Proposed train station in Caloocan, Philippines

Malvar LRT station, also known as Gen. Malvar station, is a proposed but shelved station on the Manila LRT Line 1 under the North Extension Project. The station will be located on the intersection of Epifanio de los Santos Avenue and General Malvar Street in Bagong Barrio, Caloocan. Once built, it will between the Monumento and Balintawak stations.

It is the first planned infill station of Line 1.

==History==
The station, as Gen. Malvar, was initially planned as an intermediate station of EDSA North Transit (ENT) Link Stage 1. The line is a separate project that would have linked the MRT Line 3's terminus at North Avenue station with the LRT Line 1 and PNR North Main Line in Caloocan. During that time, no rail lines operated along the northern section of EDSA.

In September 2008, Caloocan Mayor Enrico Echiverri urged a petition for an additional station to be constructed at the corner of EDSA and Malvar Street in Bagong Barrio.
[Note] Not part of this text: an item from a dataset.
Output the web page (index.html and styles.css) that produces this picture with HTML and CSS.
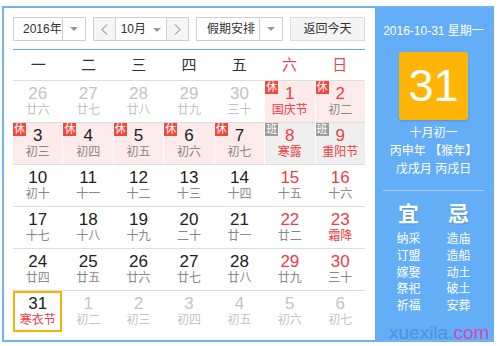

Studies by Caloocan's City Planning and Development Department showed that the Monumento station would be congested once the line extension project is completed. The studies estimated that around 500,000 commuters from the CAMANAVA (Caloocan-Malabon-Navotas-Valenzuela) area will benefit from the additional station. The study also added that the station would create economic opportunities for the Bagong Barrio area, as it is a priority development area.
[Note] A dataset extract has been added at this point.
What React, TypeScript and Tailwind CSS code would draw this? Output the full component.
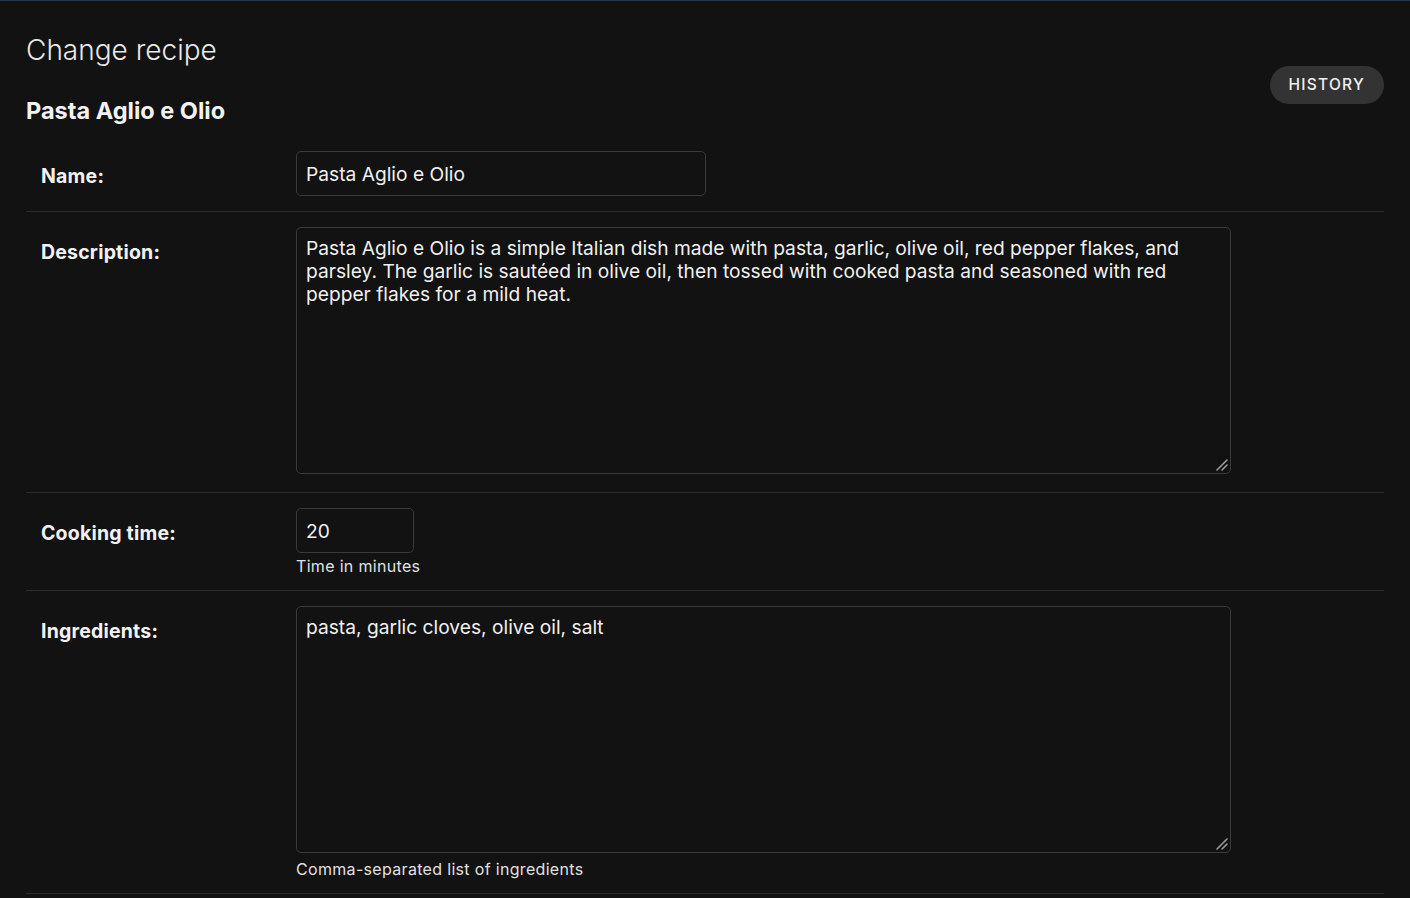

On November 3, 2008, residents of Caloocan blocked a section of EDSA as they staged a rally in order to urge the national government to push through with the Bagong Barrio station proposal. The Light Rail Transit Authority announced afterwards that an additional station in Bagong Barrio is not viable. A previous study performed by the LRTA revealed that should the station be built, it will lose 200 million pesos a year. In addition, it would also involve a time-consuming and costly redesign of the project. The Caloocan city government later declared that it would not release the necessary permits for construction in the Caloocan area should the Bagong Barrio Station proposal be rejected. In January 2009, the National Government approved the proposal of the Caloocan government for the additional station.

==Current status==
In a project update, the LRTA has designated the Bagong Barrio station as Malvar station. The feasibility study for the station was concluded on 22 December 2010. However, bidding for the station is yet to be scheduled.

There are currently no updates pertaining to this proposed station, reportedly shelved by the Benigno Aquino III administration. It was later revived by the Bongbong Marcos administration, along with the pending completion of Cavite extension phases 2 and 3.